If a French gangster could win the new world over, why not a statesman?
Westward expansion was gaining momentum in the Land of Opportunity.
Preachers likened it to a new religion, insisting America had
the right to stretch its borders.
Could Napoleon have gained a foothold in the rush to the West?
Given the chance, would he have traded the Croix de Guerre
for a Texas belt buckle?
There are compelling reasons the distinguished Corsican
may have conquered the future Lone Star State.
Jews had been living in Texas since the 16th century.
Spanish Texas had never embraced them but they arrived anyway,
escaping the pogroms of Europe, finding tolerance in small doses.
Napoleon was revered by European Jews who, under his rule,
earned concrete rights to the same liberty and equality
as the rest of the country.
He granted them permission to leave their ghettos behind,
to purchase property, to work for the government, to engage in
normal commerce for the first time in European history.
The Jews of Texas may have welcomed the leader as champion of their cause.
Taming the Wild West and building an empire as large as France (Texas
and France are similar in size), perhaps Napoleon would have been the
original Comeback Kid, beating Bill Clinton to that title.
And who knows, maybe they would have shared the same House.
Texas was remote and sparsely populated in the 1820's, its boundaries
mangled by competing interests. They needed a tough guy to
manage them away from Spanish and Mexican influence.

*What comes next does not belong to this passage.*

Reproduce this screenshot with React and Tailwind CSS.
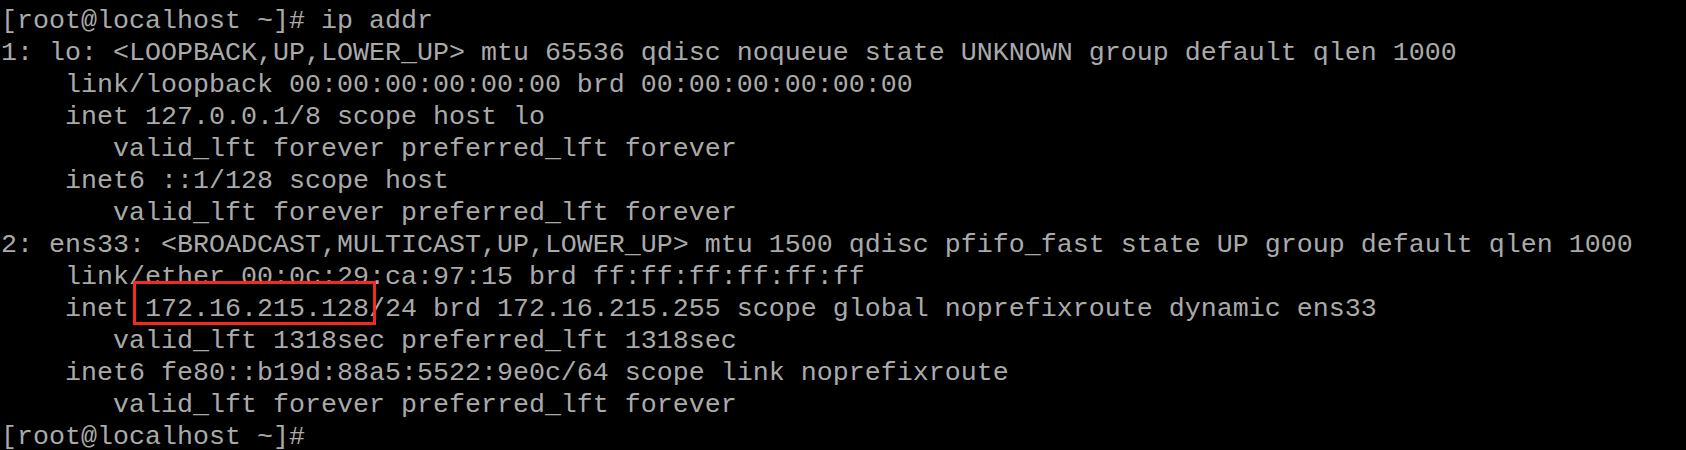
import React from 'react';

const lines = [
  '[root@localhost ~]# ip addr',
  '1: lo: <LOOPBACK,UP,LOWER_UP> mtu 65536 qdisc noqueue state UNKNOWN group default qlen 1000',
  '    link/loopback 00:00:00:00:00:00 brd 00:00:00:00:00:00',
  '    inet 127.0.0.1/8 scope host lo',
  '       valid_lft forever preferred_lft forever',
  '    inet6 ::1/128 scope host',
  '       valid_lft forever preferred_lft forever',
  '2: ens33: <BROADCAST,MULTICAST,UP,LOWER_UP> mtu 1500 qdisc pfifo_fast state UP group default qlen 1000',
  '    link/ether 00:0c:29:ca:97:15 brd ff:ff:ff:ff:ff:ff',
  'IP_LINE',
  '       valid_lft 1318sec preferred_lft 1318sec',
  '    inet6 fe80::b19d:88a5:5522:9e0c/64 scope link noprefixroute',
  '       valid_lft forever preferred_lft forever',
  '[root@localhost ~]#',
];

export default function App() {
  return (
    <div className="w-full h-[450px] overflow-hidden bg-black text-[#aaaaaa] font-['Liberation_Mono',monospace] text-[26.67px] leading-[32px] pt-[5px] pl-[1px]">
      {lines.map((line, i) =>
        line === 'IP_LINE' ? (
          <div key={i} className="whitespace-pre">
            {'    inet '}
            <span className="relative inline-block">
              172.16.215.128
              {/* highlight box drawn over the address */}
              <span className="absolute -left-[12px] -right-[7px] -top-[12px] bottom-0 border-[3px] border-[#f42a1c]" />
            </span>
            {'/24 brd 172.16.215.255 scope global noprefixroute dynamic ens33'}
          </div>
        ) : (
          <div key={i} className="whitespace-pre">{line}</div>
        )
      )}
    </div>
  );
}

That's why it's not as far-fetched as it seems to
imagine Napoleon Bonaparte doing "his thing" in Texas,
building a legacy in America, great-granddaddy, perhaps to another
memorable imperial despot we all love and hate .... J.R. Ewing.....
"Rappelez-vous la Alamo!"
What do you think, c'est possible?
As Napoleon once said,
"Impossible is a word to be found only in the dictionary of fools."